I WILL miss Michael D Higgins when he's gone, which hopefully he won't be for many years. Clinging to the verities of High Church Liberalism, genuflecting at the mention of the Blessed United Nations, holding aloft the Holy Writ of International Law so that the congregation may see it and believe, he is the last high priest of the senescent left.
Like many ageing clergymen, he has had a distinguished career articulating the One True Faith, his truth being international law. Like those stout vicars advancing in years, his sermons can tend to go on a bit.
Even as their enthusiasm may wax, their coherence wanes. And like those men of the cloth, there can be detected a tendency to invoke the authority of the Holy Writ, shrouded in an incense cloud of mystery, without actually being forced to critically examine that writ.
Never has Michael D more reminded me of these wellmeaning characters than last week, when he stood at the D'Olier Street pulpit and held forth under a banner asking, 'Is this the beginning of the end of international law?'
Underneath the litany of condemnations of the US and Israel there can be detected the faintest bit of confusion.
While condemning Israeli attempts to clear out Hezbollah rocket batteries in southern Lebanon being used to launch into northern Israel and kill her citizens, he imagines this (the Israeli response) to be the instigator of the end of international law. International law, according to Higgins, has as its highest aim the protection of civilians and civilian infrastructure and the sole means to that end is adherence to the Geneva conventions.

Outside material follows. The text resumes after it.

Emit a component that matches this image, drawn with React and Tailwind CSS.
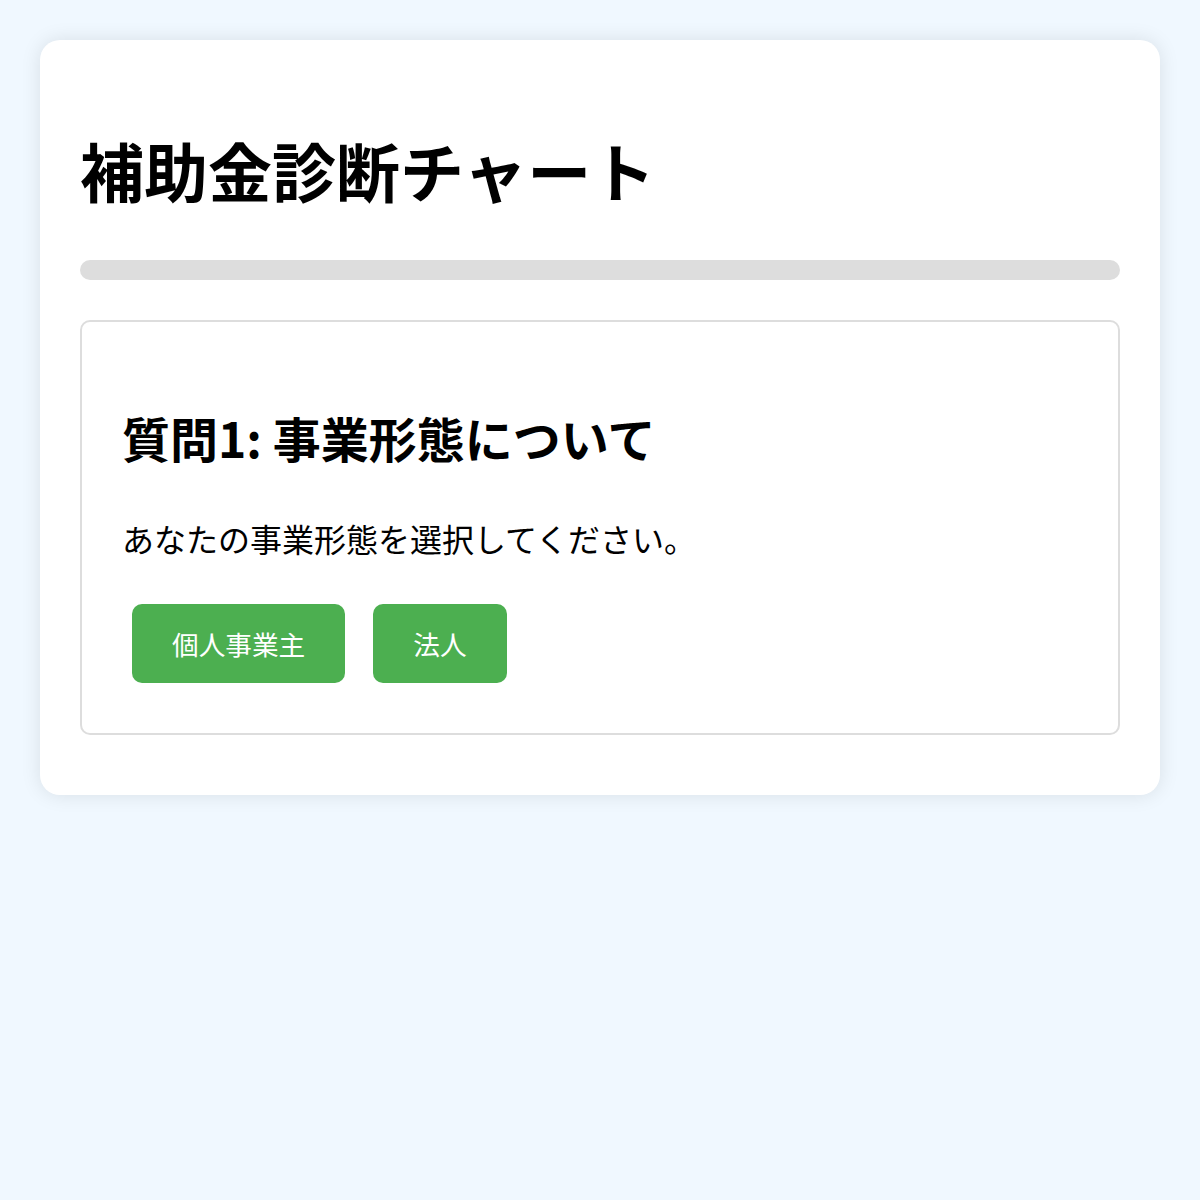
import React, { useState } from 'react';

const font = { fontFamily: '"Noto Sans CJK JP", "Noto Sans", sans-serif' };

const App = () => {
  const [answer, setAnswer] = useState(null);

  return (
    <div className="min-h-screen bg-[#f0f8ff] p-[40px] text-black" style={font}>
      <div className="bg-white rounded-[20px] p-[40px] shadow-[0_0_20px_rgba(0,0,0,0.1)]">
        <h1 className="text-[64px] font-bold leading-[normal] mt-[43px] mb-[45px]">補助金診断チャート</h1>

        {/* 進捗バー */}
        <div className="h-[20px] bg-[#ddd] rounded-[10px] mb-[40px] overflow-hidden">
          <div className="h-full bg-[#4CAF50] w-0" />
        </div>

        {/* 質問 */}
        <div className="border-2 border-[#ddd] rounded-[10px] p-[40px] mb-[20px]">
          <h2 className="text-[48px] font-bold leading-[normal] my-[40px]">質問1: 事業形態について</h2>
          <p className="text-[32px] leading-[normal] mt-[43px] mb-[32px]">あなたの事業形態を選択してください。</p>
          <div className="flex gap-[28px] pl-[10px] pt-[11px] pb-[10px]">
            {['個人事業主', '法人'].map((label) => (
              <button
                key={label}
                onClick={() => setAnswer(label)}
                className="bg-[#4CAF50] text-white text-[26.67px] leading-[normal] px-[40px] py-[20px] rounded-[10px] cursor-pointer hover:bg-[#45a049]"
              >
                {label}
              </button>
            ))}
          </div>
        </div>
      </div>
    </div>
  );
};

export default App;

He goes on later to claim that because the EU has refused to send money that would end up helping arm Hamas in the Palestinian territories, the EU has "handed the Middle East to the militarists". Leaving aside for the moment that the Middle East has been in the hands of militarists pretty much since the last Ottoman Pasha of the Tulip Era ran the neighbourhood, and with it the question of whether decadent empires are always bad things, Higgins goes on to thunder that Ireland should demand a "comprehensive settlement within the framework of international law".
Settlement to what, you ask? Thought we were talking about Lebanon? No, first on the list of 'issues' is "illegal settlement." Michael D here comes perilously close to agreeing with Condoleezza Rice and Ehud Olmert, in arguing that there's no point to a temporary cessation until larger problems are solved.
It's when identifying the larger problems that political theology comes back into play.
Michael D talks about 'international law', but doesn't explain that international law dates back from the Peace of Westphalia in 1648, which founded the international system and granted radical equality of all sovereigns. Whether you're king of Spain or prince of a transalpine duchy a mile wide. In theory.
And that system could be said to have been functioning, more or less, from a Western point of view, until 1978 or so, when non-state terrorism fired with Jihadi fervour came into its own. Non-state actors, especially ones that don't accept the premise of international law . . . that the state is the only legitimate unit of political organisation . . . are trying to overthrow the system itself, including international law.
Even until 2000, when Israel withdrew from Lebanon, a state-to-state solution was possible. But what do you do when civilians are being killed by a group which then retreats behind the border of a state which cannot control its own territory? Which, when Israel and Jordan signed their 1994 peace accord, shelled Galilee as a protest? When your critics demand you adhere to their faith in 'international law' exposed as being neither between nations nor something resembling law in any meaningful sense?
Michael D is right on one point. If Hamas and Hezbollah were to coalesce into something resembling accountable governments that speak legitimately for their citizens, that would restore the usefulness of his classic model of a stateto-state solution under international law . . . something which, again, makes his position not very far from Condi's on democracy promotion.
Sadly, history doesn't seem to be moving in that direction . . .
for the moment.
In the meantime, Michael D's High Church pieties are at least still a pleasing if plaintive sound amid all the fury. Bless him.